Similarly, my father — who shaved for his whole life with a manual razor — now travels with a Norelco for trimming the weed under his nose.

Thus we all become slaves to our own ornamentation.

One evening this summer in Williamsburg, my immediate family signed up to attend the re-creation of a small ball, the kind they’d have put together for fun in 1774.  It felt like two hundred degrees, no air conditioning, and the Williamsburg women were wearing layered silk dresses and gloves up to the elbows.  They plucked me from the audience to join in a dance, and I ended up paired with the one who was playing the role of eligible widow.

“Mr. Fishman,” she said in character, “what a pleasure to make your acquaintance.  Are you married?”

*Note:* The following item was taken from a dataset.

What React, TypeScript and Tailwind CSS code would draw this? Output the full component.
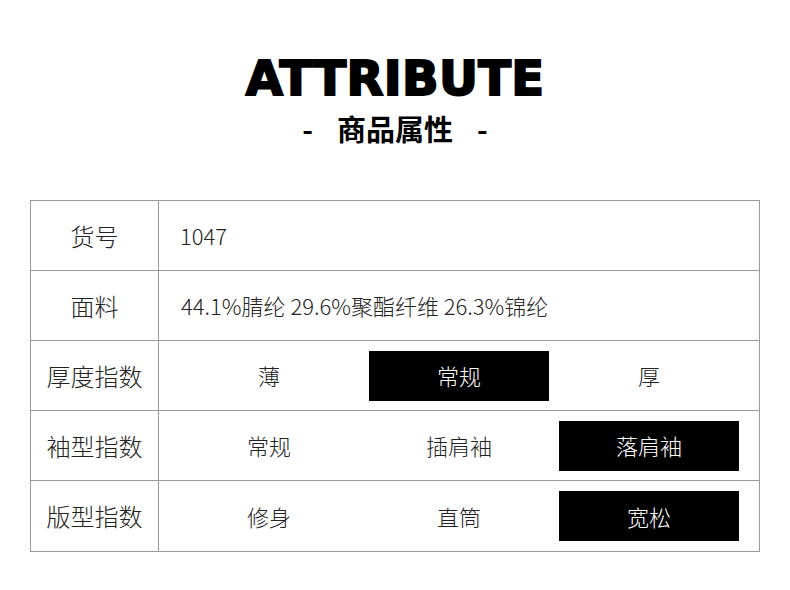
import React from "react";

const cjk = { fontFamily: '"Noto Sans CJK SC", "Noto Sans", sans-serif' };

function Option({ label, active }: { label: string; active?: boolean }) {
  return (
    <div
      className={
        "w-[180px] h-[50px] flex items-center justify-center text-[22px] font-light " +
        (active ? "bg-black text-white" : "text-[#222]")
      }
    >
      {label}
    </div>
  );
}

function Row({ label, children, last }: { label: string; children: React.ReactNode; last?: boolean }) {
  return (
    <div className={"flex h-[70px] " + (last ? "" : "border-b border-[#9a9a9a]")}>
      <div className="w-[128px] shrink-0 border-r border-[#9a9a9a] flex items-center justify-center text-[24px] font-light text-[#222]">
        {label}
      </div>
      <div className="flex-1 flex items-center">{children}</div>
    </div>
  );
}

export default function App() {
  return (
    <div className="w-[790px] h-[590px] bg-white" style={cjk}>
      <div className="pt-[49px] flex flex-col items-center">
        <div
          className="text-[48px] leading-[58px] font-bold text-black tracking-[0.3px]"
          style={{ fontFamily: '"DejaVu Sans", sans-serif', WebkitTextStroke: "2px black" }}
        >
          ATTRIBUTE
        </div>
        <div className="mt-[1px] flex items-center text-[29px] leading-[40px] font-bold text-black">
          <span className="mr-[24px]">-</span>
          <span>商品属性</span>
          <span className="ml-[24px]">-</span>
        </div>
      </div>
      <div className="mt-[52px] ml-[30px] w-[730px] border border-[#9a9a9a]">
        <Row label="货号">
          <span className="pl-[21px] text-[22px] font-light text-[#222]">1047</span>
        </Row>
        <Row label="面料">
          <span className="pl-[22px] text-[22px] font-light text-[#222]">44.1%腈纶 29.6%聚酯纤维 26.3%锦纶</span>
        </Row>
        <Row label="厚度指数">
          <div className="flex gap-[10px] pl-[20px]">
            <Option label="薄" />
            <Option label="常规" active />
            <Option label="厚" />
          </div>
        </Row>
        <Row label="袖型指数">
          <div className="flex gap-[10px] pl-[20px]">
            <Option label="常规" />
            <Option label="插肩袖" />
            <Option label="落肩袖" active />
          </div>
        </Row>
        <Row label="版型指数" last>
          <div className="flex gap-[10px] pl-[20px]">
            <Option label="修身" />
            <Option label="直筒" />
            <Option label="宽松" active />
          </div>
        </Row>
      </div>
    </div>
  );
}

I could hardly deny it with my wife and daughter sitting in the audience.

“Do you know of any eligible bachelors, then, a friend or a cousin perhaps?”

“No straight ones,” I said.  “Aren’t you hot under all those layers?”

She’d been asked that question a thousand times, I’m sure, and had some diversionary reply ready.  And then the dance was over and I was back in my seat.

But it occurred to me that the authentic clothing they wear in Williamsburg, so impractical for hot and humid Virginia summers, wasn’t born here.  It was the fashion brought over from England, where the weather is, well, English.

These people, our Founding Fathers and their peers, were slaves to fashion just like the rest of us.  Maybe clean-shaven George Washington spent half the morning primping his wig.  Maybe he let his beard grow at Valley Forge when no portraitists were around to make a record of it.  Maybe he returned to Mt. Vernon for a long weekend and Martha took one look at him and laughed her corset off until he got the razor out.

As I’ve documented, though, the members of my modern tribe don’t change so quickly.  My best guess is that I’ll be lugging around totes full of hair supplies for the foreseeable future.  And my father will wear that mustache until some salesman tells him he can no longer find replacement batteries for the Norelco.